In 2012, 1400 artworks were seized in Munich. The artworks were suspected of being looted by the Nazis during World War II. The collection included old masters as well as impressionists and expressionist paintings. This collecting is still being evaluated and pieces continue to be returned to their rightful owner.
Syria’s Civil War
The civil war in Syria has taken an epic toll. The Syrian Observatory for Human Rights reports more than 320,000 people have been killed since the uprising began in 2011. Along side the human cost, cultural damage has mounted. Ancient cities such as Homs and Aleppo have been reduced to rubble. Roman, Greek, Babylonian and Assyrian sites have been destroyed by fighting and looting, and five of the six Unesco World Heritage sites in Syria have been seriously damaged.

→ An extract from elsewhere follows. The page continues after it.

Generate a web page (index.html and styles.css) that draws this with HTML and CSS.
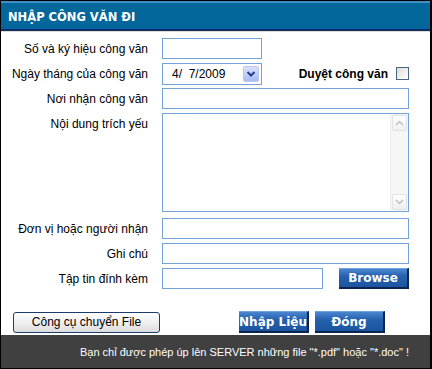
FILE: index.html
```html
<!DOCTYPE html>
<html lang="vi">
<head>
    <meta charset="UTF-8">
    <title>Nhập công văn đi</title>
    <link rel="stylesheet" href="styles.css">
</head>
<body>
    <div class="dialog">
        <div class="title">NHẬP CÔNG VĂN ĐI</div>

        <form class="form">
            <div class="row">
                <label class="label">Số và ký hiệu công văn</label>
                <input class="field field-short" type="text">
            </div>

            <div class="row">
                <label class="label">Ngày tháng của công văn</label>
                <div class="date-box">
                    <span class="date-value">4/  7/2009</span>
                    <span class="drop-btn">
                        <svg width="12" height="12" viewBox="0 0 12 12"><polyline points="2.5,4 6,7.5 9.5,4" fill="none" stroke="#1f3f8f" stroke-width="2"/></svg>
                    </span>
                </div>
                <span class="approve">Duyệt công văn</span>
                <input class="check" type="checkbox">
            </div>

            <div class="row">
                <label class="label">Nơi nhận công văn</label>
                <input class="field" type="text">
            </div>

            <div class="row row-top">
                <label class="label label-top">Nội dung trích yếu</label>
                <div class="memo">
                    <textarea class="memo-text"></textarea>
                    <div class="scroll">
                        <span class="scroll-btn">
                            <svg width="9" height="6" viewBox="0 0 9 6"><polyline points="1,5 4.5,1.5 8,5" fill="none" stroke="#b9bcc2" stroke-width="1.4"/></svg>
                        </span>
                        <span class="scroll-track"></span>
                        <span class="scroll-btn">
                            <svg width="9" height="6" viewBox="0 0 9 6"><polyline points="1,1 4.5,4.5 8,1" fill="none" stroke="#b9bcc2" stroke-width="1.4"/></svg>
                        </span>
                    </div>
                </div>
            </div>

            <div class="row row-after-memo">
                <label class="label">Đơn vị hoặc người nhận</label>
                <input class="field" type="text">
            </div>

            <div class="row">
                <label class="label">Ghi chú</label>
                <input class="field" type="text">
            </div>

            <div class="row">
                <label class="label">Tập tin đính kèm</label>
                <input class="field field-file" type="text">
                <button class="blue-btn browse-btn" type="button">Browse</button>
            </div>

            <div class="actions">
                <button class="tool-btn" type="button">Công cụ chuyển File</button>
                <button class="blue-btn save-btn" type="button">Nhập Liệu</button>
                <button class="blue-btn close-btn" type="button">Đóng</button>
            </div>
        </form>

        <div class="footer">Bạn chỉ được phép úp lên SERVER những file "*.pdf" hoặc "*.doc" !</div>
    </div>
</body>
</html>
```

FILE: styles.css
```css
body {
    margin: 0;
    padding: 0;
    background-color: #ffffff;
    font-family: "Liberation Sans", Arial, sans-serif;
    font-size: 12px;
    color: #000000;
}

.dialog {
    width: 432px;
    height: 369px;
    box-sizing: border-box;
    border: 1px solid #000000;
    border-right-width: 2px;
    display: flex;
    flex-direction: column;
    background-color: #ffffff;
}

/* Title bar */
.title {
    height: 30px;
    box-sizing: border-box;
    background-color: #03679b;
    border-top: 2px solid #3d8fc8;
    border-bottom: 2px solid #0b2f6c;
    box-shadow: 0 1px 0 #e4dccb;
    padding: 7px 0 0 7px;
    color: #ffffff;
    font-family: "DejaVu Sans", Verdana, sans-serif;
    font-weight: bold;
    font-size: 11.5px;
    line-height: 14px;
}

.form {
    display: flex;
    flex-direction: column;
    gap: 4px;
    padding: 7px 21px 0 0;
    margin: 0;
}

.row {
    display: flex;
    align-items: center;
    height: 21px;
}

.row-top {
    align-items: flex-start;
    height: 99px;
}

.row-after-memo {
    margin-top: 2px;
}

.label {
    width: 147px;
    flex: none;
    margin-right: 14px;
    text-align: right;
    white-space: nowrap;
}

.label-top {
    padding-top: 4px;
}

.field {
    flex: 1;
    height: 21px;
    box-sizing: border-box;
    margin: 0;
    border: 1px solid #73a2d8;
    padding: 0 3px;
    font: inherit;
    background: #ffffff;
}

.field-short {
    flex: none;
    width: 100px;
}

.field-file {
    flex: none;
    width: 161px;
}

/* Date picker */
.date-box {
    width: 100px;
    height: 22px;
    box-sizing: border-box;
    border: 1px solid #73a2d8;
    display: flex;
    align-items: center;
    justify-content: space-between;
    padding: 0 2px 0 9px;
}

.date-value {
    white-space: pre;
}

.drop-btn {
    width: 16px;
    height: 16px;
    box-sizing: border-box;
    border: 1px solid #b7c6f4;
    border-radius: 2px;
    background: linear-gradient(#d9e2fd, #a9bbf2);
    display: flex;
    align-items: center;
    justify-content: center;
}

.approve {
    margin-left: 37px;
    font-weight: bold;
    white-space: nowrap;
}

.check {
    appearance: none;
    width: 13px;
    height: 13px;
    margin: 0 0 0 8px;
    box-sizing: border-box;
    border: 1px solid #4a6482;
    background: linear-gradient(135deg, #dcdcd5, #ffffff);
}

/* Memo box */
.memo {
    flex: 1;
    height: 99px;
    box-sizing: border-box;
    border: 1px solid #73a2d8;
    display: flex;
}

.memo-text {
    flex: 1;
    border: none;
    margin: 0;
    resize: none;
    outline: none;
}

.scroll {
    width: 17px;
    display: flex;
    flex-direction: column;
    background-color: #f6f6f4;
    border-left: 1px solid #eeeeec;
}

.scroll-btn {
    height: 16px;
    box-sizing: border-box;
    margin: 1px;
    border: 1px solid #e0e2e6;
    border-radius: 2px;
    background: linear-gradient(#ffffff, #eeeff2);
    display: flex;
    align-items: center;
    justify-content: center;
}

.scroll-track {
    flex: 1;
}

/* Buttons */
.blue-btn {
    height: 21px;
    box-sizing: border-box;
    padding: 0;
    border: none;
    border-top: 1px solid #6ea3e0;
    border-right: 2px solid #0a2650;
    border-bottom: 2px solid #0a2650;
    background: linear-gradient(#4a86d0, #2561ad 40%, #1c54a0);
    color: #ffffff;
    font-family: "DejaVu Sans", Verdana, sans-serif;
    font-weight: bold;
    font-size: 12px;
}

.browse-btn {
    width: 70px;
    margin-left: auto;
}

.actions {
    display: flex;
    align-items: center;
    margin-top: 18px;
    padding-left: 12px;
}

.tool-btn {
    width: 147px;
    height: 21px;
    box-sizing: border-box;
    padding: 0;
    border: 1px solid #1d3b6c;
    border-radius: 3px;
    background: linear-gradient(#ffffff, #ececec 60%, #dcdcdc);
    font-family: "Liberation Sans", Arial, sans-serif;
    font-size: 12px;
    color: #000000;
}

.save-btn {
    width: 70px;
    margin-left: 79px;
    height: 22px;
}

.close-btn {
    width: 70px;
    margin-left: 6px;
    height: 22px;
}

.footer {
    margin-top: auto;
    height: 33px;
    box-sizing: border-box;
    background-color: #404040;
    color: #ffffff;
    font-size: 11px;
    text-align: right;
    padding: 11px 21px 0 0;
}
```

A group of unlikely warriors are fighting on a little-known front in Syria’s civil war, the battle for the country’s cultural heritage. These warriors are a small group of academics who work in secrecy because of the dangerous nature of the work they do. Their mission is to save ancient artifacts and imperiled archeological sites from profiteers, desperate civilians and fundamentalists who have plundered Syria’s right artistic heritage to fund their war effort – to save Syria’s cultural heritage for the future in order to rebuild an inclusive Syria after the war.
These warriors have few resources, are seldom supported by armed units, and they are frequently aided by smugglers. These archaeologists sketch out damage assessment and shoot images with a camera or cellphone. In some cases they wrap and bury objects at risk of being looted and record the GPS location to be recovered in the future.
The United National Security Council has banned all trade in antiquities from war-torn Syria due to the concern that the Islamic State and other groups are generating funds from the trafficking of looted artifacts.